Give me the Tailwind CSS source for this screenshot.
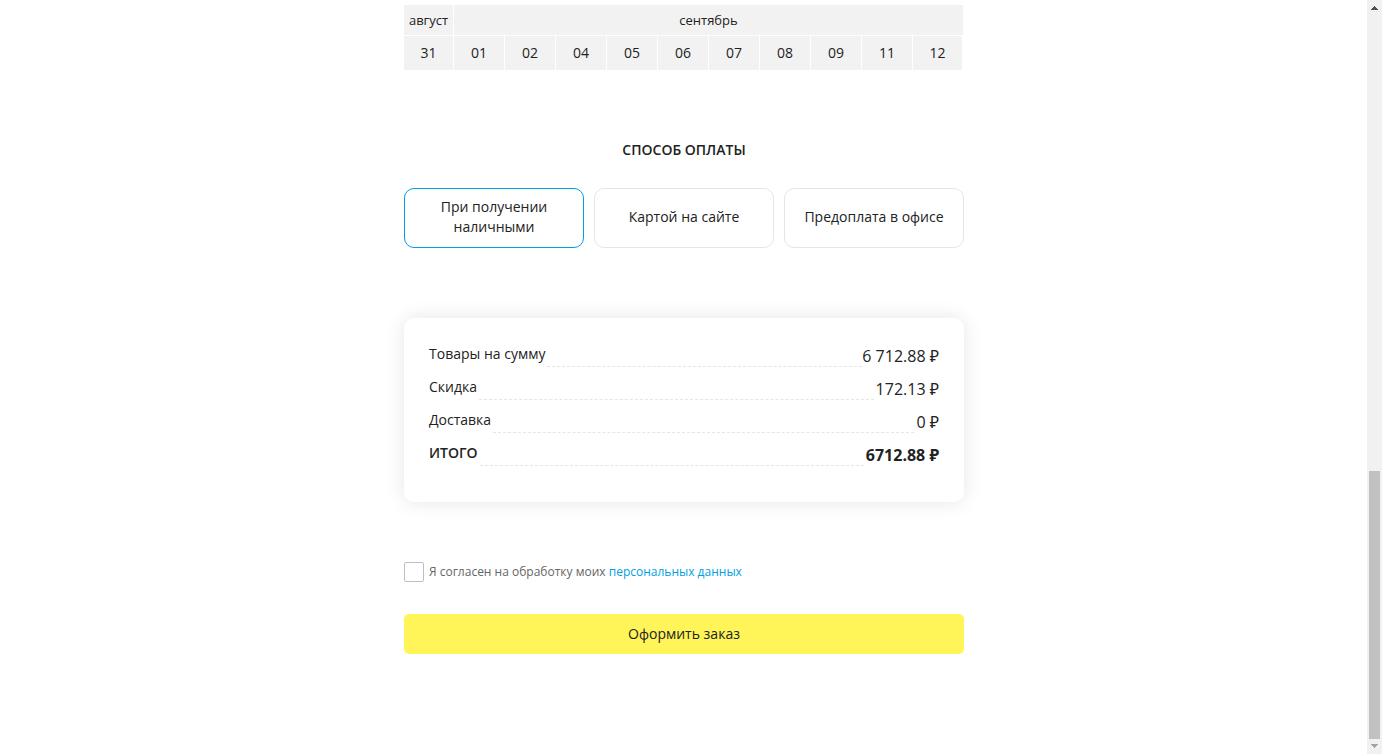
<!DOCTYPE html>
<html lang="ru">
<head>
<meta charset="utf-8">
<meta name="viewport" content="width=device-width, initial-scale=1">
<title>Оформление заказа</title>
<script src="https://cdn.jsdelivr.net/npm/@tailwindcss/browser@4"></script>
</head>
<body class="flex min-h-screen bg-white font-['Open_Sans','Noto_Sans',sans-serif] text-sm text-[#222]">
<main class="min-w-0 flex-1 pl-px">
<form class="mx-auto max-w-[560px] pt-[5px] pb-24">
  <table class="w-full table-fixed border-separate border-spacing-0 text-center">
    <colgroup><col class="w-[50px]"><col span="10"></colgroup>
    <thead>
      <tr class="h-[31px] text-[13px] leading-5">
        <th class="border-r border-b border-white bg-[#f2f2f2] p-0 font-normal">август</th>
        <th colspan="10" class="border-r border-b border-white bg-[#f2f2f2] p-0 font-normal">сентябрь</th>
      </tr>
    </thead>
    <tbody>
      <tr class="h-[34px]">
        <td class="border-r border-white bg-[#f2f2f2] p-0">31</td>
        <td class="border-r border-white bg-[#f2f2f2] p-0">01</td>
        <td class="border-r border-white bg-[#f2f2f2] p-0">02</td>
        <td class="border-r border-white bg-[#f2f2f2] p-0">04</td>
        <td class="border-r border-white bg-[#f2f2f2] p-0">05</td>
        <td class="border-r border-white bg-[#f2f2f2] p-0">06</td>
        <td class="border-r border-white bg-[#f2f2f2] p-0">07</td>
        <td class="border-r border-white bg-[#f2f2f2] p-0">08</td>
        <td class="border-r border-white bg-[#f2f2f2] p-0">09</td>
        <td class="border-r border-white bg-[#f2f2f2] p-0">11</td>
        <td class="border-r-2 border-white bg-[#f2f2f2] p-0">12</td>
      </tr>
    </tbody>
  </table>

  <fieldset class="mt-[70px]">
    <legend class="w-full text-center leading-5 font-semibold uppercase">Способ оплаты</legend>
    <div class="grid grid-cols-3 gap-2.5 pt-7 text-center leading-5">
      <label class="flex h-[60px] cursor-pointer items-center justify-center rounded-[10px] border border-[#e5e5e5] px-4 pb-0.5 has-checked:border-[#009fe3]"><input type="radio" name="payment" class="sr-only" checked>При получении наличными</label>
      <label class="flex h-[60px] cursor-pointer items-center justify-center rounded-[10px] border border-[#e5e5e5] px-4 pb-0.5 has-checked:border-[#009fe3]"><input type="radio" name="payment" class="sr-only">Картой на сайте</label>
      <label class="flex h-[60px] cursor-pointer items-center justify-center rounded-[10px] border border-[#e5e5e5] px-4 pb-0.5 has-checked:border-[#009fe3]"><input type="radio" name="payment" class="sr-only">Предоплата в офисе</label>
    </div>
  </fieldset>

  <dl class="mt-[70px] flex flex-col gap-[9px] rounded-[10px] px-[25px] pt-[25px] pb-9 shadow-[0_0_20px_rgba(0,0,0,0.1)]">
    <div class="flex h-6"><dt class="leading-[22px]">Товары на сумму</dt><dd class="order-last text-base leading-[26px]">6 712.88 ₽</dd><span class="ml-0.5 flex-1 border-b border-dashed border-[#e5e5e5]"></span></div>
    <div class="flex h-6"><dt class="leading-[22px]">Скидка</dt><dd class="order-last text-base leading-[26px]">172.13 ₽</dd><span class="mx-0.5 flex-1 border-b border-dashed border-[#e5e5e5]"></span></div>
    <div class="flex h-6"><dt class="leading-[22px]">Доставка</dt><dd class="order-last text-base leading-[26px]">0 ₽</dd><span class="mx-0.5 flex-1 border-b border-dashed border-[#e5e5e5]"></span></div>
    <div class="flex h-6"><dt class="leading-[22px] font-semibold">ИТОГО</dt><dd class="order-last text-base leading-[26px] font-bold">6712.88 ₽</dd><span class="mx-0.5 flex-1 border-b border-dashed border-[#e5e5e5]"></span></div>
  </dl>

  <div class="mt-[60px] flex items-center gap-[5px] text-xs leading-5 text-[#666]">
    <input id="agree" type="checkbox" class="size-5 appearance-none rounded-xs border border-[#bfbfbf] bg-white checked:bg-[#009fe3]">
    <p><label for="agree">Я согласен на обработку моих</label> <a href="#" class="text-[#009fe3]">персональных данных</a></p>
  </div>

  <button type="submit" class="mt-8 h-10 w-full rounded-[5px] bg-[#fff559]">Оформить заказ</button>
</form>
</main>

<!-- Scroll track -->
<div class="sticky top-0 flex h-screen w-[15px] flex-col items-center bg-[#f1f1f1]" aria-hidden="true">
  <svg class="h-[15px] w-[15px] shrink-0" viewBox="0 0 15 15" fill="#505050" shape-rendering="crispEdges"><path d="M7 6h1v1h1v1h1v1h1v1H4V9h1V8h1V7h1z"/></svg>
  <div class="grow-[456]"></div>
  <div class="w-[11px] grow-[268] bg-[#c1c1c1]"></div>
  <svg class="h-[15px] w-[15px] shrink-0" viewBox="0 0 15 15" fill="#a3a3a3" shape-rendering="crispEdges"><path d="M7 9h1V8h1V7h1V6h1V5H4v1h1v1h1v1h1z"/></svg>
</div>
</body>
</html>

___

DESCRIPTION OF THE TASK: Your task is to repeat the data above exactly while excluding the pictures.

SOLUTION TO THE PROBLEM:
Give me the Tailwind CSS source for this screenshot.
<!DOCTYPE html>
<html lang="ru">
<head>
<meta charset="utf-8">
<meta name="viewport" content="width=device-width, initial-scale=1">
<title>Оформление заказа</title>
<script src="https://cdn.jsdelivr.net/npm/@tailwindcss/browser@4"></script>
</head>
<body class="flex min-h-screen bg-white font-['Open_Sans','Noto_Sans',sans-serif] text-sm text-[#222]">
<main class="min-w-0 flex-1 pl-px">
<form class="mx-auto max-w-[560px] pt-[5px] pb-24">
  <table class="w-full table-fixed border-separate border-spacing-0 text-center">
    <colgroup><col class="w-[50px]"><col span="10"></colgroup>
    <thead>
      <tr class="h-[31px] text-[13px] leading-5">
        <th class="border-r border-b border-white bg-[#f2f2f2] p-0 font-normal">август</th>
        <th colspan="10" class="border-r border-b border-white bg-[#f2f2f2] p-0 font-normal">сентябрь</th>
      </tr>
    </thead>
    <tbody>
      <tr class="h-[34px]">
        <td class="border-r border-white bg-[#f2f2f2] p-0">31</td>
        <td class="border-r border-white bg-[#f2f2f2] p-0">01</td>
        <td class="border-r border-white bg-[#f2f2f2] p-0">02</td>
        <td class="border-r border-white bg-[#f2f2f2] p-0">04</td>
        <td class="border-r border-white bg-[#f2f2f2] p-0">05</td>
        <td class="border-r border-white bg-[#f2f2f2] p-0">06</td>
        <td class="border-r border-white bg-[#f2f2f2] p-0">07</td>
        <td class="border-r border-white bg-[#f2f2f2] p-0">08</td>
        <td class="border-r border-white bg-[#f2f2f2] p-0">09</td>
        <td class="border-r border-white bg-[#f2f2f2] p-0">11</td>
        <td class="border-r-2 border-white bg-[#f2f2f2] p-0">12</td>
      </tr>
    </tbody>
  </table>

  <fieldset class="mt-[70px]">
    <legend class="w-full text-center leading-5 font-semibold uppercase">Способ оплаты</legend>
    <div class="grid grid-cols-3 gap-2.5 pt-7 text-center leading-5">
      <label class="flex h-[60px] cursor-pointer items-center justify-center rounded-[10px] border border-[#e5e5e5] px-4 pb-0.5 has-checked:border-[#009fe3]"><input type="radio" name="payment" class="sr-only" checked>При получении наличными</label>
      <label class="flex h-[60px] cursor-pointer items-center justify-center rounded-[10px] border border-[#e5e5e5] px-4 pb-0.5 has-checked:border-[#009fe3]"><input type="radio" name="payment" class="sr-only">Картой на сайте</label>
      <label class="flex h-[60px] cursor-pointer items-center justify-center rounded-[10px] border border-[#e5e5e5] px-4 pb-0.5 has-checked:border-[#009fe3]"><input type="radio" name="payment" class="sr-only">Предоплата в офисе</label>
    </div>
  </fieldset>

  <dl class="mt-[70px] flex flex-col gap-[9px] rounded-[10px] px-[25px] pt-[25px] pb-9 shadow-[0_0_20px_rgba(0,0,0,0.1)]">
    <div class="flex h-6"><dt class="leading-[22px]">Товары на сумму</dt><dd class="order-last text-base leading-[26px]">6 712.88 ₽</dd><span class="ml-0.5 flex-1 border-b border-dashed border-[#e5e5e5]"></span></div>
    <div class="flex h-6"><dt class="leading-[22px]">Скидка</dt><dd class="order-last text-base leading-[26px]">172.13 ₽</dd><span class="mx-0.5 flex-1 border-b border-dashed border-[#e5e5e5]"></span></div>
    <div class="flex h-6"><dt class="leading-[22px]">Доставка</dt><dd class="order-last text-base leading-[26px]">0 ₽</dd><span class="mx-0.5 flex-1 border-b border-dashed border-[#e5e5e5]"></span></div>
    <div class="flex h-6"><dt class="leading-[22px] font-semibold">ИТОГО</dt><dd class="order-last text-base leading-[26px] font-bold">6712.88 ₽</dd><span class="mx-0.5 flex-1 border-b border-dashed border-[#e5e5e5]"></span></div>
  </dl>

  <div class="mt-[60px] flex items-center gap-[5px] text-xs leading-5 text-[#666]">
    <input id="agree" type="checkbox" class="size-5 appearance-none rounded-xs border border-[#bfbfbf] bg-white checked:bg-[#009fe3]">
    <p><label for="agree">Я согласен на обработку моих</label> <a href="#" class="text-[#009fe3]">персональных данных</a></p>
  </div>

  <button type="submit" class="mt-8 h-10 w-full rounded-[5px] bg-[#fff559]">Оформить заказ</button>
</form>
</main>

<!-- Scroll track -->
<div class="sticky top-0 flex h-screen w-[15px] flex-col items-center bg-[#f1f1f1]" aria-hidden="true">
  <svg class="h-[15px] w-[15px] shrink-0" viewBox="0 0 15 15" fill="#505050" shape-rendering="crispEdges"><path d="M7 6h1v1h1v1h1v1h1v1H4V9h1V8h1V7h1z"/></svg>
  <div class="grow-[456]"></div>
  <div class="w-[11px] grow-[268] bg-[#c1c1c1]"></div>
  <svg class="h-[15px] w-[15px] shrink-0" viewBox="0 0 15 15" fill="#a3a3a3" shape-rendering="crispEdges"><path d="M7 9h1V8h1V7h1V6h1V5H4v1h1v1h1v1h1z"/></svg>
</div>
</body>
</html>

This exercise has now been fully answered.